Thus in July 1992, Worley recommended that HP bring in a manufacturing partner
with both prowess and scale. The obvious partner was Intel.
On Thanksgiving 1993, HP's CEO Lew Platt made a call to Andy Grove, asking whether
Intel might be interested in working with HP to make PA-WW the successor to x86.
Grove said no. HP tried again later, emphasizing that PA-WW would be fully
backwards compatible with both x86 and PA-RISC. This time it worked.
## Intel and HP Team Up So what did Intel see that got them so interested?
The HP design team included well-respected folks like Josh Fisher, Bob Rau,
and Bill Worley. And that team had already made much progress. In a widely circulated quote,
Intel's John Crawford told the Wall Street Journal:
> When we saw WideWord, we saw a lot of things we had only been looking at doing,
already in their full glory
A PA-Wide Word architect named Rajiv Gupta had this second golden quote - also widely circulated:
> I looked Albert Yu in the eyes and showed him we could run circles around PowerPC [a
competing IBM processor], that we could kill PowerPC, that we could kill the x86. Albert,
he's like a big Buddha. He just smiles and nods.
Intel would be blind if they didn't also notice the competitive dynamics. They can
convert one of their significant RISC rivals onto a technology platform that they control.
And if HP gets on board, then maybe others like Sun and Silicon Graphics will too.
Grove was intrigued and ordered a bake-off between PA-WW and its own internal 64-bit
architecture effort. PA-WW won. So they hammered out a deal, announced in June 1994.
Hewlett-Packard transfers the PA-WW IP over to Intel. Intel then designs and produces
the first CPUs. HP can then get said CPUs at a discount to produce enterprise system products.
There were no solid products, only a statement of direction towards a future
computer architecture. The first processors were not anticipated to arrive before 1998,
but once delivered, they will carry both companies into the 21st century.

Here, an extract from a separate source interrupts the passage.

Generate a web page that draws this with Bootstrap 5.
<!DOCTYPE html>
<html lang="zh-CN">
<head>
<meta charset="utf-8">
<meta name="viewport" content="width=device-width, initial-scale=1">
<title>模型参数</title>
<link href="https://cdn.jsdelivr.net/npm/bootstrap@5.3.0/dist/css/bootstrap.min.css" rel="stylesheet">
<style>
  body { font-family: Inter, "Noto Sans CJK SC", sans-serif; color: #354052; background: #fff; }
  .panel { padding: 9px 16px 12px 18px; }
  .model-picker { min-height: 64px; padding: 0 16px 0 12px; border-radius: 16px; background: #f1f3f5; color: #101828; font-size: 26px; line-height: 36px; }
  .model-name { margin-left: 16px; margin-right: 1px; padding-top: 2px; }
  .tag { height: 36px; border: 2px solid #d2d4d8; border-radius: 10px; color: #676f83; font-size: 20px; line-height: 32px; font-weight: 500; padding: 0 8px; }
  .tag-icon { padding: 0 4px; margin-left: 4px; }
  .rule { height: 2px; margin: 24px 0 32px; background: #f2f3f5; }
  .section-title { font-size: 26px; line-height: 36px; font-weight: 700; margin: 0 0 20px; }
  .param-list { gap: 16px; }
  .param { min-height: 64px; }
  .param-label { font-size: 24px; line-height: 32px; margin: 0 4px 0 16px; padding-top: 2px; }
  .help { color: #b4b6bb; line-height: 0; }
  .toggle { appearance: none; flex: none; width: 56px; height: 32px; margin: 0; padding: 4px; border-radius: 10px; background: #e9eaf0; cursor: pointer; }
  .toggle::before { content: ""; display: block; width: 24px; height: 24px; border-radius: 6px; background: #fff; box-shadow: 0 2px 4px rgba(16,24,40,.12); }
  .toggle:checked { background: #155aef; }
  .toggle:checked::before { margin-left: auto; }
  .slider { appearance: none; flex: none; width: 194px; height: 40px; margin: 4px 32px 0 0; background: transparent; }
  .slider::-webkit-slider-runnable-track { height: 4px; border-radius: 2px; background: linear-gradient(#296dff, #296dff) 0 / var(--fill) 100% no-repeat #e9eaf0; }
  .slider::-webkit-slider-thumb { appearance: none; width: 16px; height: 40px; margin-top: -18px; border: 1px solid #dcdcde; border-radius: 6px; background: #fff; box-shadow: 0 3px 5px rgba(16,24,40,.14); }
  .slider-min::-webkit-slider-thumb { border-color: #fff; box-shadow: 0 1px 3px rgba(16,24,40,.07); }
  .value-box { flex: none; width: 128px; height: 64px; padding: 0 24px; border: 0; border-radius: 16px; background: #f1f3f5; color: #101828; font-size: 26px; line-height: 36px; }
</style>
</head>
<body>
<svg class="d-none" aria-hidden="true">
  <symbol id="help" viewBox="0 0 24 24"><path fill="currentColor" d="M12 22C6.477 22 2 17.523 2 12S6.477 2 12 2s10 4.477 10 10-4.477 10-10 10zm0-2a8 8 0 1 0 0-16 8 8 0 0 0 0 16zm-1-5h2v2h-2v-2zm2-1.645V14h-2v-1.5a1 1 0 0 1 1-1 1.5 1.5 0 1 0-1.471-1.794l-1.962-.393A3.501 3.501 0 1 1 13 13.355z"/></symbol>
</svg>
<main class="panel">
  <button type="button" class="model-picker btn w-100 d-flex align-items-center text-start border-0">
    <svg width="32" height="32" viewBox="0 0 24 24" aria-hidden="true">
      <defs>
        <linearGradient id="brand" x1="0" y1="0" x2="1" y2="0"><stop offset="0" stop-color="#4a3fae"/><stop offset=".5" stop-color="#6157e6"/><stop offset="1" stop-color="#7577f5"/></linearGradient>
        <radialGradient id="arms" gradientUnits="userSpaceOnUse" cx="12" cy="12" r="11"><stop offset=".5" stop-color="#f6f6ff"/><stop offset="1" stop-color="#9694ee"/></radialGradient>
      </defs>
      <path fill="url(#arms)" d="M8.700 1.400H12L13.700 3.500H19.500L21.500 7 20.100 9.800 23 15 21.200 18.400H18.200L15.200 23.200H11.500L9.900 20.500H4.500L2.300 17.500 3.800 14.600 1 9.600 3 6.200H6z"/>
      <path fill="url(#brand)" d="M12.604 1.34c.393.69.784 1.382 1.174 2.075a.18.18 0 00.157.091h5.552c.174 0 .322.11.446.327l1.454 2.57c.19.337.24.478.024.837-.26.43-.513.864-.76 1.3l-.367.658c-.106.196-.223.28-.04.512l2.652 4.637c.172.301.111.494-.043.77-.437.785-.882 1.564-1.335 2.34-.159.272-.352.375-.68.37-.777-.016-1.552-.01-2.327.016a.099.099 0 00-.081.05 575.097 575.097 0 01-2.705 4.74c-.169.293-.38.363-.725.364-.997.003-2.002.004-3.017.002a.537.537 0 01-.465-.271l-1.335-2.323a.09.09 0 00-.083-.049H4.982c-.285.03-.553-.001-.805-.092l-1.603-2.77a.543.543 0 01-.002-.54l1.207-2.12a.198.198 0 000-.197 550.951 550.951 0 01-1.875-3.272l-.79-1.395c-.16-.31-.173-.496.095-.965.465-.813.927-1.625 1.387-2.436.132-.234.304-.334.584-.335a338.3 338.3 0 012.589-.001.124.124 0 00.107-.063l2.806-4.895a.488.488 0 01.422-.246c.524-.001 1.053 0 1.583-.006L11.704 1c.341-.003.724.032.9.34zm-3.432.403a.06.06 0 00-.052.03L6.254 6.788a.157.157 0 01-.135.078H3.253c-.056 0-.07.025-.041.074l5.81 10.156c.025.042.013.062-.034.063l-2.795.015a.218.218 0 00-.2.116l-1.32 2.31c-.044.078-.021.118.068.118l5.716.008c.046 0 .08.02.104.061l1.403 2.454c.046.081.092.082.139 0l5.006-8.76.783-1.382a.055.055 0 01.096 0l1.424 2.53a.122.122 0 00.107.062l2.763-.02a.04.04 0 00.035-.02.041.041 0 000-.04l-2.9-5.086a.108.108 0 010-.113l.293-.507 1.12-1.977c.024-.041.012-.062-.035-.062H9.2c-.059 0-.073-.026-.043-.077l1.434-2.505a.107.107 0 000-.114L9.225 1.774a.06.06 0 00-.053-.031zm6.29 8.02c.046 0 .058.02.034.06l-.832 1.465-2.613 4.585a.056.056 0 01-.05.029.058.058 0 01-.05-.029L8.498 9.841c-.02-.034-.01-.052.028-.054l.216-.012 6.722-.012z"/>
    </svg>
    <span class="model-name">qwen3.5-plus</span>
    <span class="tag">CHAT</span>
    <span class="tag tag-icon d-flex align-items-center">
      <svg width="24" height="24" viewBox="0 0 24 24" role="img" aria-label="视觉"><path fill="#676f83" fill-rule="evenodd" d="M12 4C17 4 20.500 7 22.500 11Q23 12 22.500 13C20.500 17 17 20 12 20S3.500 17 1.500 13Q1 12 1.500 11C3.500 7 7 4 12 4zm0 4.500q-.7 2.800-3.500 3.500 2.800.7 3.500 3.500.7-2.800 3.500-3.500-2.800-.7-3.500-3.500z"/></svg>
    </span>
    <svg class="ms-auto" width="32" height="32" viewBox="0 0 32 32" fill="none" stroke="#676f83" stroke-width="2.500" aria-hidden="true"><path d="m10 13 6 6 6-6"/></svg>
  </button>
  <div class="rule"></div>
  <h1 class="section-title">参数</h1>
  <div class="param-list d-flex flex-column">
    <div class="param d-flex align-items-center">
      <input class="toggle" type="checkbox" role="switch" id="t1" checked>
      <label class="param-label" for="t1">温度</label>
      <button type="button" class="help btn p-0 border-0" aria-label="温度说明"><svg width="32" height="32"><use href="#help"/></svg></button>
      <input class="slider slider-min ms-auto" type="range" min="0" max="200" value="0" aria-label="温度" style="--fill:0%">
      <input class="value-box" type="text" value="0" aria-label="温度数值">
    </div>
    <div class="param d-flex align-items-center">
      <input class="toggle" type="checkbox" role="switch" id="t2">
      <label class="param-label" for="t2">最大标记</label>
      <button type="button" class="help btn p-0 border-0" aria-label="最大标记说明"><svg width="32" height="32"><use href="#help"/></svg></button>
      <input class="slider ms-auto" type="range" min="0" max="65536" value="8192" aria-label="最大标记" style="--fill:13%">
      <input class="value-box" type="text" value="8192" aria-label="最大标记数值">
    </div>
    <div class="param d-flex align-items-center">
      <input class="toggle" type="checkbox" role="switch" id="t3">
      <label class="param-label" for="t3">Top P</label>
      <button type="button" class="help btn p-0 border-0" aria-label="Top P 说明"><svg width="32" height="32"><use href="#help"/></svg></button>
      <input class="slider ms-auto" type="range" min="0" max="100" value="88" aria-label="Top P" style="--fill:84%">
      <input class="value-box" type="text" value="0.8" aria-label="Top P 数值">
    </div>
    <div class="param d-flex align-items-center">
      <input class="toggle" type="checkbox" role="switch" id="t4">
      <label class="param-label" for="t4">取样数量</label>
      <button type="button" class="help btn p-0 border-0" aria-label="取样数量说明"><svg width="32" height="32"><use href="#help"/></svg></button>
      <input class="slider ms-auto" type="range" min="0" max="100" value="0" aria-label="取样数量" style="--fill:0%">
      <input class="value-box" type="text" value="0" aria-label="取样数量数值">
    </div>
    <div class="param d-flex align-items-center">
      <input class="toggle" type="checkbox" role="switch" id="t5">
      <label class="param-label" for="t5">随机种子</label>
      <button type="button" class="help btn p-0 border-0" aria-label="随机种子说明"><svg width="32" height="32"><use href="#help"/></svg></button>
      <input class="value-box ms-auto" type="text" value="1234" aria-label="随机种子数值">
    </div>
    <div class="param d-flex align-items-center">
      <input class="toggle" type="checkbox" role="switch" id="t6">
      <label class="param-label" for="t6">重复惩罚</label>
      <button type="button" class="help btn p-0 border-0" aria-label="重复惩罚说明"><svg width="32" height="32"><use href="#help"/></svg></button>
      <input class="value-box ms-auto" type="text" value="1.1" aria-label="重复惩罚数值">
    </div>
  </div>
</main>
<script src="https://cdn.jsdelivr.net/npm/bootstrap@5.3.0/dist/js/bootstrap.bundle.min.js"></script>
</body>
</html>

This was going to be a massive project. Albert Yu anticipated it costing between $400 to
$500 million over its whole life. An underestimate as it turns out. But Intel
can afford it and the results were going to be amazing. Albert Yu told the press at the time:
> By combining our skills ... we will offer the marketplace chips and systems
with absolutely unparalleled performance for the future
## Taking Names
Now. I want to pause a bit and talk names. Part of what makes this all so confusing are the names.
There are more names here than you can shake a stick at. And unfortunately
they all come out at different times. I am going to step out of the flow of
time and gather them all together here so that we can keep track.

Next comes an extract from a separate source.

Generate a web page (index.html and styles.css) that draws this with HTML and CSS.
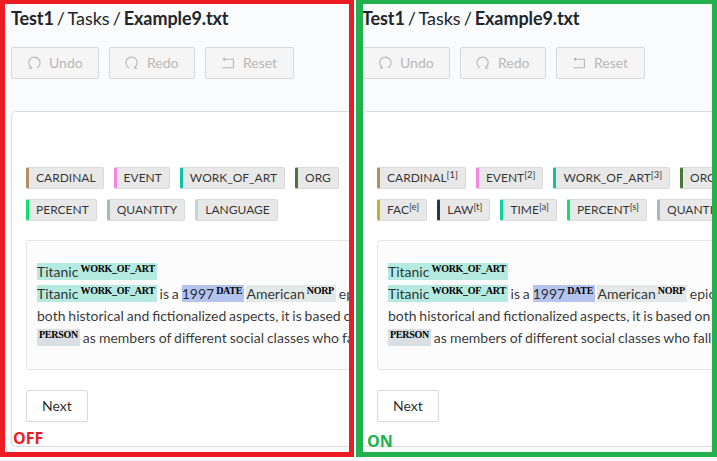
FILE: index.html
```html
<!DOCTYPE html>
<html lang="en">
<head>
<meta charset="utf-8">
<title>Example9.txt</title>
<link rel="stylesheet" href="styles.css">
</head>
<body>
<svg width="0" height="0" class="defs">
  <symbol id="undo" viewBox="0 0 14 14"><path d="M4.1 12.3V11.2A5.6 5.6 0 1 1 9.9 11.7M1.8 12.3H4.1V10" fill="none" stroke="currentColor" stroke-width="1.1"/></symbol>
  <symbol id="reset" viewBox="0 0 14 14"><path d="M2 3.3H12.4V11.8H1.5" fill="none" stroke="currentColor" stroke-width="1.1"/><path d="M1.2 3.3L4 1.3V5.3Z" fill="currentColor"/></symbol>
</svg>
<main class="compare">
  <section class="panel off">
    <div class="page">
      <h1><b>Test1</b> / Tasks / <b>Example9.txt</b></h1>
      <div class="toolbar">
        <button class="btn undo" disabled><svg><use href="#undo"/></svg>Undo</button>
        <button class="btn redo" disabled><svg class="flip"><use href="#undo"/></svg>Redo</button>
        <button class="btn reset" disabled><svg><use href="#reset"/></svg>Reset</button>
      </div>
      <div class="card">
        <div class="tags">
          <div class="row"><span class="tag cardinal">CARDINAL</span><span class="tag event">EVENT</span><span class="tag work">WORK_OF_ART</span><span class="tag org">ORG</span></div>
          <div class="row"><span class="tag percent">PERCENT</span><span class="tag quantity">QUANTITY</span><span class="tag language">LANGUAGE</span></div>
        </div>
        <div class="text">
          <p><mark class="m-work">Titanic<sup>WORK_OF_ART</sup></mark></p>
          <p><mark class="m-work">Titanic<sup>WORK_OF_ART</sup></mark> is a <mark class="m-date">1997<sup>DATE</sup></mark> <mark class="m-norp">American<sup>NORP</sup></mark> epic</p>
          <p>both historical and fictionalized aspects, it is based on</p>
          <p class="loose"><mark class="m-person"><sup>PERSON</sup></mark> as members of different social classes who fall</p>
        </div>
        <button class="btn next">Next</button>
      </div>
    </div>
    <strong class="caption">OFF</strong>
  </section>
  <section class="panel on">
    <div class="page">
      <h1><b>Test1</b> / Tasks / <b>Example9.txt</b></h1>
      <div class="toolbar">
        <button class="btn undo" disabled><svg><use href="#undo"/></svg>Undo</button>
        <button class="btn redo" disabled><svg class="flip"><use href="#undo"/></svg>Redo</button>
        <button class="btn reset" disabled><svg><use href="#reset"/></svg>Reset</button>
      </div>
      <div class="card">
        <div class="tags">
          <div class="row"><span class="tag cardinal">CARDINAL<sup>[1]</sup></span><span class="tag event">EVENT<sup>[2]</sup></span><span class="tag work">WORK_OF_ART<sup>[3]</sup></span><span class="tag org">ORG</span></div>
          <div class="row"><span class="tag fac">FAC<sup>[e]</sup></span><span class="tag law">LAW<sup>[t]</sup></span><span class="tag time">TIME<sup>[a]</sup></span><span class="tag percent">PERCENT<sup>[s]</sup></span><span class="tag quantity">QUANTITY</span></div>
        </div>
        <div class="text">
          <p><mark class="m-work">Titanic<sup>WORK_OF_ART</sup></mark></p>
          <p><mark class="m-work">Titanic<sup>WORK_OF_ART</sup></mark> is a <mark class="m-date">1997<sup>DATE</sup></mark> <mark class="m-norp">American<sup>NORP</sup></mark> epic</p>
          <p>both historical and fictionalized aspects, it is based on</p>
          <p class="loose"><mark class="m-person"><sup>PERSON</sup></mark> as members of different social classes who fall</p>
        </div>
        <button class="btn next">Next</button>
      </div>
    </div>
    <strong class="caption">ON</strong>
  </section>
</main>
</body>
</html>
```
FILE: styles.css
```css
* { box-sizing: border-box; }
body { margin: 0; height: 461px; overflow: hidden; background: #fafbfd; font: 14px/22px Lato, sans-serif; color: rgba(0,0,0,.8); }
.defs { position: absolute; }
.compare { display: flex; gap: 2px; width: 717px; height: 457px; background: #fff; }
.panel { position: relative; height: 457px; overflow: hidden; border: 5px solid; border-top-width: 4px; background: #fafbfd; }
.off { width: 354px; border-color: #ed1c24; }
.on { width: 361px; border-color: #22b14c; border-left-width: 7px; }
.page { width: 900px; padding-left: 6px; }
.on .page { padding-left: 0; margin-left: -1px; }
h1 { margin: 0; height: 28px; font-size: 18px; line-height: 28px; font-weight: 400; color: #212529; white-space: nowrap; word-spacing: -1.6px; }
h1 b { font-weight: 700; letter-spacing: -.1px; }
.toolbar { display: flex; gap: 10px; margin-top: 15px; }
.btn { display: flex; align-items: center; height: 32px; margin: 0; padding: 0 15px; border: 1px solid #d9d9d9; border-radius: 2px; background: #fff; font: 14px/22px Lato, sans-serif; color: rgba(0,0,0,.85); box-shadow: 0 2px 0 rgba(0,0,0,.016); }
.btn:disabled { background: #f5f5f5; color: #b8b8b8; box-shadow: none; }
.btn svg { width: 14px; height: 14px; margin-right: 8px; }
.flip { transform: scaleX(-1); }
.undo { width: 88px; }
.redo { width: 86px; }
.reset { width: 89px; }
.card { height: 336px; margin-top: 32px; padding: 55px 14px 0; border: 1px solid #dadcdf; border-radius: 5px; background: #fff; }
.tags { display: flex; flex-direction: column; gap: 10px; }
.row { display: flex; gap: 10px; }
.tag { height: 22px; padding: 0 7px; border: 1px solid #d9d9d9; border-left: 3px solid; border-radius: 2px; background: #e8e8e8; font-size: 12px; line-height: 20px; white-space: nowrap; }
.tag sup { position: relative; top: -4px; vertical-align: baseline; font-size: 9.5px; line-height: 0; }
.cardinal { border-left-color: #b08e6a; }
.event { border-left-color: #f684e0; }
.work { border-left-color: #12bfa8; }
.org { border-left-color: #4b7539; }
.percent { border-left-color: #0dde6c; }
.quantity { border-left-color: #a2b9c1; }
.language { border-left-color: #bddad0; }
.fac { border-left-color: #bfae37; }
.law { border-left-color: #223b3d; }
.time { border-left-color: #08d59b; }
.text { height: 130px; margin-top: 19px; padding: 20px 10px; border: 1px solid #e6e6e6; border-radius: 3px; background: #fcfcfc; }
.text p { height: 22px; margin: 0; white-space: pre; word-spacing: -.75px; }
.text .loose { word-spacing: -.6px; }
mark { color: inherit; }
mark sup { position: relative; top: -5px; padding: 0 2px; vertical-align: baseline; font: bold 10px/0 "Liberation Serif", serif; letter-spacing: -.28px; color: #000; }
.m-work { background: #b5eae1; }
.m-date { background: #b5c4ef; }
.m-norp { background: #e3e9e8; }
.m-person { background: #d9dfe3; }
.next { margin-top: 20px; }
.caption { position: absolute; font: bold 16px/20px "Open Sans", sans-serif; }
.off .caption { left: 8px; top: 424px; color: #ed1c24; }
.on .caption { left: 4px; top: 427px; color: #22b14c; }
```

So we start off with HP’s Super Workstation,
which produces PA-Wide Word. The announced 1994 collaboration with Intel would eventually evolve
PA-WW into a new thing called "Explicitly Parallel Instruction Computing", or EPIC.
EPIC is an architecture philosophy kind of like how CISC or RISC are philosophies. So
think of it like the philosophy of French cuisine - a style with recommendations on
how to achieve a wanted goal. EPIC likes parallelism. French cuisine likes sauces.
EPIC is a direct descendant of VLIW. So it still transfers complexity from the hardware
to the software compiler. The complier still aggressively analyzes the program code for
parallelism opportunities and group together instructions in big bundles.
But EPIC strikes a more moderate tone by admitting that sometimes
the hardware is in a better position to do certain things in runtime because of
access to program variables. So EPIC accommodates hardware in the CPU for
that - but not so much to make it as complex as a superscalar chip.
Multiflow and Cydrome's VLIW compilers were also too tightly bound to their
microarchitectures' hardware. EPIC addresses this rigidity with something
called "templates" - which help define which instructions can be bundled together.
Now that is EPIC. The next term to introduce is the IA-64 instruction
set architecture. EPIC is to IA-64 as what RISC is to PA-RISC or SPARC. A specific
instruction set implementation of EPIC, defined and owned by both Intel and HP.
So to continue the cooking metaphor, you can think of it as like a French cuisine
cookbook - demonstrating various techniques and recipes for cooks to make French dishes.
After that, we go to the individual chips. The French dishes themselves,
as served by the restaurant. Intel expected its first IA-64 chip to hit the market in 1998.
Internally, this first IA-64 chip had the codename Merced after a river in California.
In October 1999, Intel would announce that the chip would be officially named Itanium. Intel said
at the time that the name conveys the processor's unique strengths and power while retaining the
"-ium" word endings for brand consistency. Netizens almost instantly dubbed it the Itanic.
## Reactions
Anyway. Back to 1994 and the flow of time. Outside analysts saw the
collaboration's potential - citing the two companies' talents and capabilities.
Hewlett-Packard was top two in the workstation and server markets,
where Intel was then weak. And of course, Intel was the juggernaut of the PC industry,
trying mightily to get into the workstation and server industries.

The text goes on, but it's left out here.